Today’s bizarre launch of ‘No Labels’, the so-called ‘Woodstock of Moderates’ purporting to speak for the voiceless ‘center’ in American politics is a sham. Why? It began life in early 2009 as the brainchild of Mark Penn’s wife, socialite Nancy Jacobson. Initial meetings, just a few months into Obama’s presidency, convened at Penn’s opulent Georgetown residence. Penn and Jacobson desperately sought a platform to re-create their political relevance. HRC supporters and most independent observers branded Penn as larcenously incompetent. He was professionally and Jacobson socially adrift.
So, before the Tea Party took hold, before Beck broke out his Fox ghetto and Obama’s presidency still undefined by anyone, Penn and Jacobson declared Obama and the Democratic majority ‘radical’. Penn and Johnson were ‘centerists’ – a positioning more rooted in bootstraping their own social ambitions than objective political analysis.
Their early gatherings in 2009 featured many of the same faces we see today. Then, as now, Jacobson gathered together Tom Davis, Penn, DLC-Dems, and other Bush’41 apparatchiks to plot her return to prominence and her husband’s re-habilitation.
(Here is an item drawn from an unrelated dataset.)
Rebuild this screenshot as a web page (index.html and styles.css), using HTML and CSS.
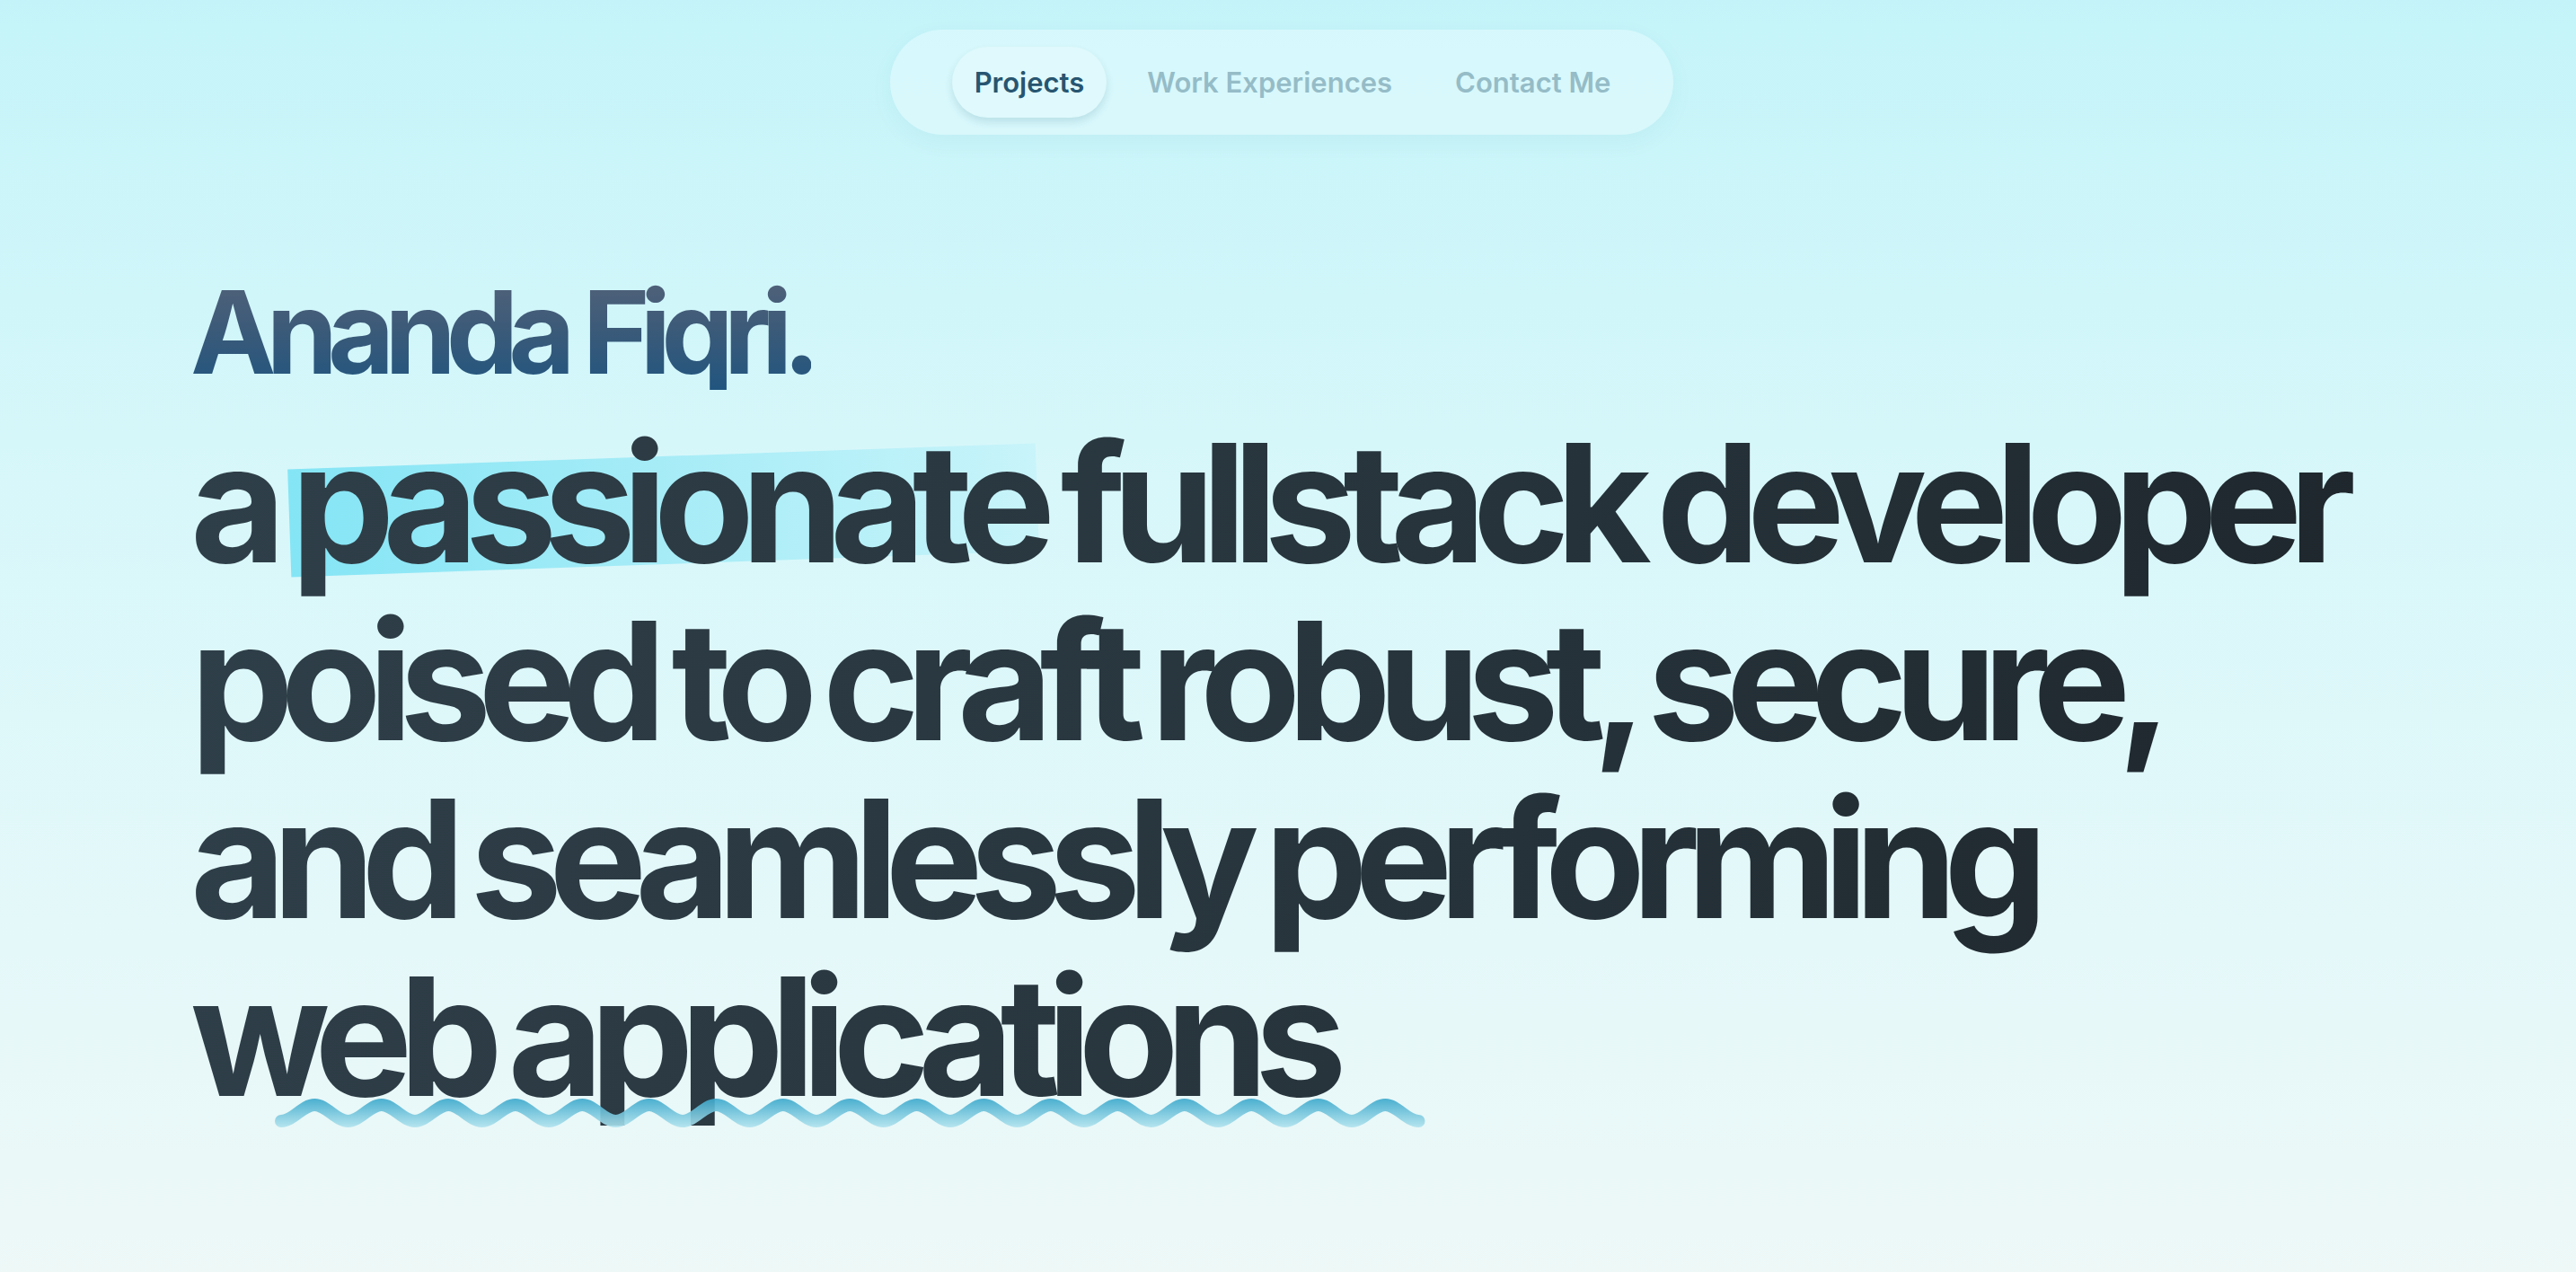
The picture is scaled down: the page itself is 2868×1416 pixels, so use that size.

We know. An attendee asked if we wanted to explore a possible invitation to a meeting, if anything sit back against the wall as an observer. We wanted nothing to do with either Penn or his wife, Jacobson. We predicted failure.
We were right. These 2009 meetings petered out. Before the Tea Party really took off. None of the ‘moderates’ from either party really agreed with each other on basic ideological frameworks, policy recommendations or messaging. There was no charismatic personality emerging around which to build a movement, At best all could agree to ‘reasonableness.’ They, like the Neocons, were all chiefs and no indians – no one wanted to do any real work building something but would love to find a vehicle for their own uses.
Fast forward to today. Jacobson and Penn make a virtue of their failure. No leaders or organizational bones are features; the vague ‘No Label” moniker is just a hip, social media crowd source thing. No one has to do any hard work. No one is building political infrastructure devoted to reclaiming the political center. People just get to proclaim their ‘like’ – no click even needed. Painless. And ineffective. As before in 2009, most are has-beens or soon to be former: former congressman, former governor, soon-to-be-former mayor, former advisor, etc. No one really left in the game. Tom Davis? Dead man to VA Republicans. Crist? Worse. There are 3 moderate Republicans in the new House. Instead, Jacobson and Penn have added TV show hosts. The Morning Joe show? MSNBC-affiliated radio talk shows? Oh, and college democrats. Jesus. And so on.
Secondly, what will this motley social branding effort achieve? Will this Nancy Jacobson/Mark Penn vehicle become a 501(c)(4) or a 527 group and engage in independent expenditures? Raise money? Take on misleading ads? No. Will they hold rallies? No. Apparently they will encourage members to cite David Brooks’ columns as the acme of reasonableness. And mind the civility. Use the small fork for salad!
‘No Label’ is as meaningful – and transient – as a trending tweet. Perhaps it has one other use. It can serve as a chyron title beneath Penn or someone else’s cable appearances.